Michael Gordon: Coalition stumbles on high moral ground
Everyone, from the Chief of the Australian Defence Force down, has sprung to the ramparts to pour boiling oil upon the head of Senator Stephen Conroy for having had the impertinence to offend Lieutenant-General Angus Campbell, the lion of Operation Sovereign Borders.
General Campbell, you might have imagined, was amply equipped to defend himself, even from Senator Conroy’s overenthusiastic charge that he was involved in a cover-up concerning Manus Island.
He is, indisputably, a courageous man. Apart from working alongside the zealous crusader of the high seas, Scott Morrison, he was a member of the Special Air Service Regiment, commanded the 2nd Battalion, Royal Australian Regiment, in East Timor and was Commander of Australian Forces in Afghanistan, for which he was awarded the Distinguished Service Cross.
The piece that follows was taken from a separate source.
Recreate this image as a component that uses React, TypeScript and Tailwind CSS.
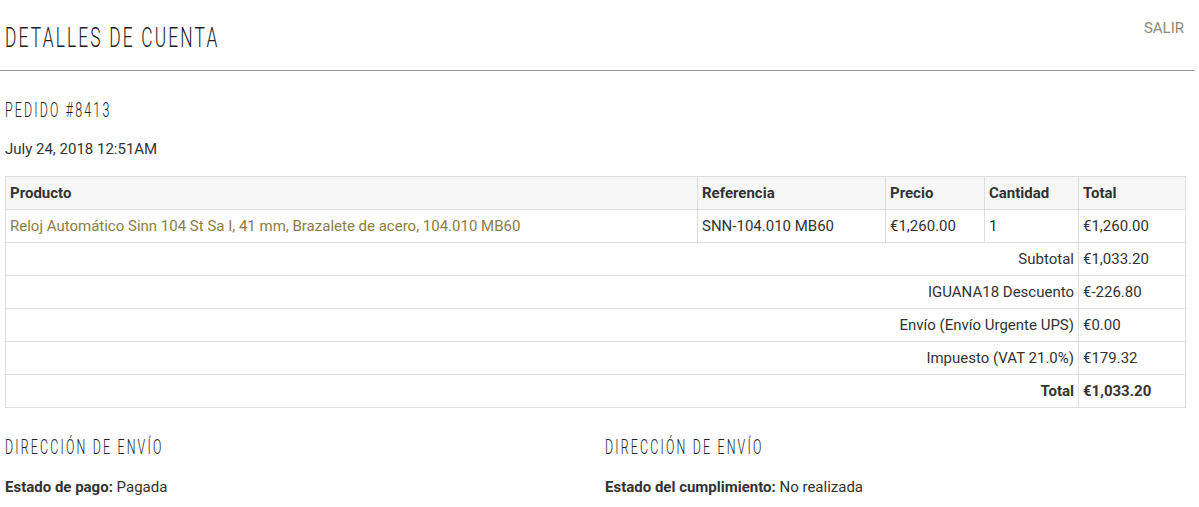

His credentials for bravery, however, were altogether confirmed when he travelled recently to Papua New Guinea and Manus Island.
We need only study the Australian government’s own alarming warnings about such a perilous journey to understand the level of boldness required. ”We advise you to exercise a high degree of caution in Papua New Guinea because of the high levels of serious crime,” begins the Department of Foreign Affairs and Trade’s official advice.
”Pay close attention to your personal security at all times and monitor the media for information about possible new safety or security risks.
”Large crowds and public gatherings should be avoided as they may turn violent.
”Ethnic disputes continue to flare up … Disputes can quickly escalate into violent clashes. Such clashes not only create danger within the immediate area but promote a general atmosphere of lawlessness.”
There’s quite a bit more about carjackings and gang rape and the need to travel in convoy at night, all of which suggests that General Campbell is adept at surviving peril.
It remains unclear, however, whether he will be reporting these horrors when it comes to his part in reviewing the suitability of Manus Island, an outpost of apparently lawless PNG, as Australia’s chosen detention centre for asylum seekers.
He wasn’t entirely forthcoming about his investigations into recent violence and death on Manus when he spent Tuesday afternoon being browbeaten by senators keen on extracting information.
Perhaps, having read the government’s own warnings about regular violence at large PNG gatherings and having inspected the place himself, he was surprised at the senators’ apparent naivety.
No cover-up here, despite Senator Conroy’s accusation. PNG, clearly was chosen by both Labor and the Coalition to frighten hell out of anyone but a battle-hardened general.